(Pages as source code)
◆ ◆ ◆ ◆

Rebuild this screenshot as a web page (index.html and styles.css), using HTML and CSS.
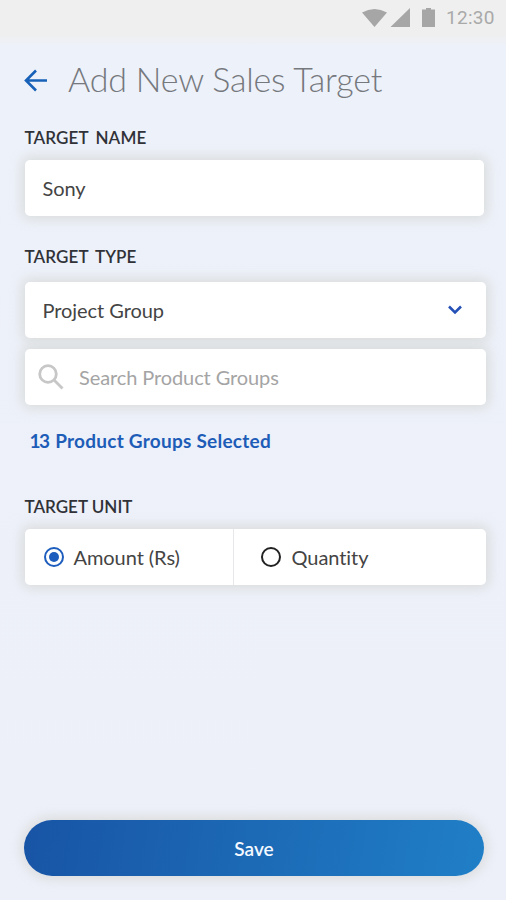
FILE: index.html
```html
<!DOCTYPE html>
<html lang="en">
<head>
<meta charset="utf-8">
<title>Add New Sales Target</title>
<link rel="stylesheet" href="styles.css">
</head>
<body>
<div class="status">
  <svg class="status-icons" width="76" height="24" viewBox="0 0 76 24"><path d="M0 5.5Q12.500-1.500 25 5.500L12.500 20ZM28.500 20L48 1V20ZM60 2.500h4V1h5v1.500h4V20H60Z"/></svg>
  <span class="clock">12:30</span>
</div>
<header class="header">
  <svg class="back" width="24" height="24" viewBox="0 0 24 24"><path d="M23 12.500H2M12 2.500L2 12.500L12 22.500"/></svg>
  <h1 class="title">Add New Sales Target</h1>
</header>
<main class="form">
  <h2 class="label spaced">TARGET NAME</h2>
  <div class="card name"><span class="text sony">Sony</span></div>
  <h2 class="label spaced type">TARGET TYPE</h2>
  <div class="card select"><span class="text project">Project Group</span>
    <svg class="chevron" width="16" height="12" viewBox="0 0 16 12"><path d="M2 2.500L8 8.500L14 2.500"/></svg>
  </div>
  <div class="card search">
    <svg class="glass" width="26" height="26" viewBox="0 0 26 26"><circle cx="10" cy="10" r="8.300"/><path d="M16 16L24.500 24.500"/></svg>
    <span class="text hint">Search Product Groups</span>
  </div>
  <p class="selected">13 Product Groups Selected</p>
  <h2 class="label unit-label">TARGET UNIT</h2>
  <div class="card units">
    <div class="option first">
      <svg class="radio on" width="22" height="22" viewBox="0 0 22 22"><circle cx="11" cy="11" r="9"/><circle class="dot" cx="11" cy="11" r="5"/></svg>
      <span class="text amount">Amount (Rs)</span>
    </div>
    <div class="option second">
      <svg class="radio" width="22" height="22" viewBox="0 0 22 22"><circle cx="11" cy="11" r="9"/></svg>
      <span class="text quantity">Quantity</span>
    </div>
  </div>
</main>
<div class="save">Save</div>
</body>
</html>
```
FILE: styles.css
```css
* { box-sizing: border-box; }
body {
  margin: 0;
  width: 506px;
  height: 900px;
  display: flex;
  flex-direction: column;
  overflow: hidden;
  background: linear-gradient(#efefef 0, #efefef 34px, #edf1f9 46px, #edf0f9 100%);
  font-family: Lato, "Liberation Sans", sans-serif;
  color: #444;
}
h1, h2, p { margin: 0; font-weight: 400; white-space: nowrap; }
svg { display: block; flex: none; fill: none; }
.status {
  height: 50px;
  padding: 7px 0 0 362px;
  display: flex;
  align-items: flex-start;
}
.status-icons { fill: #a6a6a6; }
.clock {
  margin-left: 8px;
  font: 400 19px/22px Roboto, sans-serif;
  color: #a9a9a9;
  letter-spacing: .3px;
}
.header { height: 60px; padding-left: 24px; display: flex; align-items: center; }
.back { stroke: #1861b9; stroke-width: 2.600; }
.title {
  margin-left: 20px;
  font-size: 34px;
  line-height: 58px;
  padding-bottom: 2px;
  font-weight: 300;
  letter-spacing: -.2px;
  color: #75787d;
}
.form { padding: 16px 20px 0 24.500px; }
.label {
  height: 24px;
  margin-bottom: 9.500px;
  font-size: 17px;
  line-height: 24px;
  font-weight: 600;
  color: #303238;
}
.spaced { word-spacing: 3px; letter-spacing: .1px; }
.card {
  height: 56.500px;
  display: flex;
  align-items: center;
  border-radius: 5px;
  background: #fff;
  box-shadow: 0 0 12px 3px rgba(190, 190, 175, .4);
}
.name { width: 459.800px; padding-left: 18px; }
.text { font-size: 20px; line-height: 28px; white-space: nowrap; letter-spacing: -.06px; }
.type { margin-top: 29px; margin-bottom: 12.500px; }
.select { padding: 0 23px 0 18px; justify-content: space-between; }
.chevron { stroke: #2551b7; stroke-width: 2.600; }
.search { margin-top: 10.500px; padding-left: 13.500px; }
.glass { stroke: #c7c7c7; stroke-width: 2.800; }
.hint { margin-left: 15px; color: #a4a4a4; letter-spacing: -.1px; }
.selected {
  height: 30px;
  margin: 20px 0 0 5px;
  font-size: 19px;
  line-height: 32px;
  font-weight: 700;
  letter-spacing: .25px;
  color: #1d5db8;
}
.selected::first-letter { letter-spacing: -1.500px; }
.unit-label { margin-top: 40px; }
.option { height: 100%; display: flex; align-items: center; }
.first { width: 209px; padding-left: 18px; border-right: 1px solid #e7e8ec; }
.second { padding-left: 26px; }
.radio { stroke: #222; stroke-width: 2; }
.on { stroke: #1d5dbd; }
.dot { fill: #1d5dbd; stroke: none; }
.amount { margin-left: 9px; }
.quantity { margin-left: 10px; }
.save {
  width: 460px;
  height: 56px;
  margin: auto 0 24px 24px;
  border-radius: 28px;
  background: linear-gradient(100deg, #1854a5, #207fc7);
  box-shadow: 0 0 12px 3px rgba(190, 190, 175, .4);
  color: #f5f9ff;
  font-size: 19px;
  line-height: 57px;
  font-weight: 600;
  text-align: center;
}
```
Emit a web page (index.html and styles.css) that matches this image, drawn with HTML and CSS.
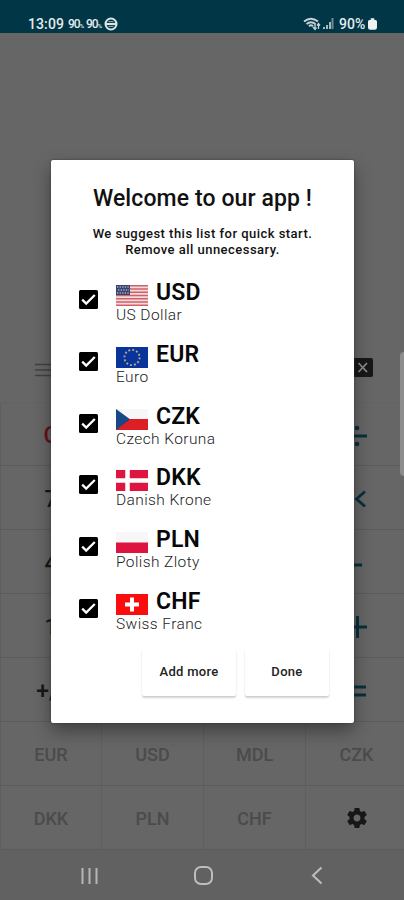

◆ ◆ ◆ ◆

Every entry must be reproduced exactly, with the images left out.

Rebuild this screenshot as a web page (index.html and styles.css), using HTML and CSS.
FILE: index.html
```html
<!DOCTYPE html>
<html lang="en">
<head>
<meta charset="utf-8">
<title>Add New Sales Target</title>
<link rel="stylesheet" href="styles.css">
</head>
<body>
<div class="status">
  <svg class="status-icons" width="76" height="24" viewBox="0 0 76 24"><path d="M0 5.5Q12.500-1.500 25 5.500L12.500 20ZM28.500 20L48 1V20ZM60 2.500h4V1h5v1.500h4V20H60Z"/></svg>
  <span class="clock">12:30</span>
</div>
<header class="header">
  <svg class="back" width="24" height="24" viewBox="0 0 24 24"><path d="M23 12.500H2M12 2.500L2 12.500L12 22.500"/></svg>
  <h1 class="title">Add New Sales Target</h1>
</header>
<main class="form">
  <h2 class="label spaced">TARGET NAME</h2>
  <div class="card name"><span class="text sony">Sony</span></div>
  <h2 class="label spaced type">TARGET TYPE</h2>
  <div class="card select"><span class="text project">Project Group</span>
    <svg class="chevron" width="16" height="12" viewBox="0 0 16 12"><path d="M2 2.500L8 8.500L14 2.500"/></svg>
  </div>
  <div class="card search">
    <svg class="glass" width="26" height="26" viewBox="0 0 26 26"><circle cx="10" cy="10" r="8.300"/><path d="M16 16L24.500 24.500"/></svg>
    <span class="text hint">Search Product Groups</span>
  </div>
  <p class="selected">13 Product Groups Selected</p>
  <h2 class="label unit-label">TARGET UNIT</h2>
  <div class="card units">
    <div class="option first">
      <svg class="radio on" width="22" height="22" viewBox="0 0 22 22"><circle cx="11" cy="11" r="9"/><circle class="dot" cx="11" cy="11" r="5"/></svg>
      <span class="text amount">Amount (Rs)</span>
    </div>
    <div class="option second">
      <svg class="radio" width="22" height="22" viewBox="0 0 22 22"><circle cx="11" cy="11" r="9"/></svg>
      <span class="text quantity">Quantity</span>
    </div>
  </div>
</main>
<div class="save">Save</div>
</body>
</html>
```
FILE: styles.css
```css
* { box-sizing: border-box; }
body {
  margin: 0;
  width: 506px;
  height: 900px;
  display: flex;
  flex-direction: column;
  overflow: hidden;
  background: linear-gradient(#efefef 0, #efefef 34px, #edf1f9 46px, #edf0f9 100%);
  font-family: Lato, "Liberation Sans", sans-serif;
  color: #444;
}
h1, h2, p { margin: 0; font-weight: 400; white-space: nowrap; }
svg { display: block; flex: none; fill: none; }
.status {
  height: 50px;
  padding: 7px 0 0 362px;
  display: flex;
  align-items: flex-start;
}
.status-icons { fill: #a6a6a6; }
.clock {
  margin-left: 8px;
  font: 400 19px/22px Roboto, sans-serif;
  color: #a9a9a9;
  letter-spacing: .3px;
}
.header { height: 60px; padding-left: 24px; display: flex; align-items: center; }
.back { stroke: #1861b9; stroke-width: 2.600; }
.title {
  margin-left: 20px;
  font-size: 34px;
  line-height: 58px;
  padding-bottom: 2px;
  font-weight: 300;
  letter-spacing: -.2px;
  color: #75787d;
}
.form { padding: 16px 20px 0 24.500px; }
.label {
  height: 24px;
  margin-bottom: 9.500px;
  font-size: 17px;
  line-height: 24px;
  font-weight: 600;
  color: #303238;
}
.spaced { word-spacing: 3px; letter-spacing: .1px; }
.card {
  height: 56.500px;
  display: flex;
  align-items: center;
  border-radius: 5px;
  background: #fff;
  box-shadow: 0 0 12px 3px rgba(190, 190, 175, .4);
}
.name { width: 459.800px; padding-left: 18px; }
.text { font-size: 20px; line-height: 28px; white-space: nowrap; letter-spacing: -.06px; }
.type { margin-top: 29px; margin-bottom: 12.500px; }
.select { padding: 0 23px 0 18px; justify-content: space-between; }
.chevron { stroke: #2551b7; stroke-width: 2.600; }
.search { margin-top: 10.500px; padding-left: 13.500px; }
.glass { stroke: #c7c7c7; stroke-width: 2.800; }
.hint { margin-left: 15px; color: #a4a4a4; letter-spacing: -.1px; }
.selected {
  height: 30px;
  margin: 20px 0 0 5px;
  font-size: 19px;
  line-height: 32px;
  font-weight: 700;
  letter-spacing: .25px;
  color: #1d5db8;
}
.selected::first-letter { letter-spacing: -1.500px; }
.unit-label { margin-top: 40px; }
.option { height: 100%; display: flex; align-items: center; }
.first { width: 209px; padding-left: 18px; border-right: 1px solid #e7e8ec; }
.second { padding-left: 26px; }
.radio { stroke: #222; stroke-width: 2; }
.on { stroke: #1d5dbd; }
.dot { fill: #1d5dbd; stroke: none; }
.amount { margin-left: 9px; }
.quantity { margin-left: 10px; }
.save {
  width: 460px;
  height: 56px;
  margin: auto 0 24px 24px;
  border-radius: 28px;
  background: linear-gradient(100deg, #1854a5, #207fc7);
  box-shadow: 0 0 12px 3px rgba(190, 190, 175, .4);
  color: #f5f9ff;
  font-size: 19px;
  line-height: 57px;
  font-weight: 600;
  text-align: center;
}
```
Emit a web page (index.html and styles.css) that matches this image, drawn with HTML and CSS.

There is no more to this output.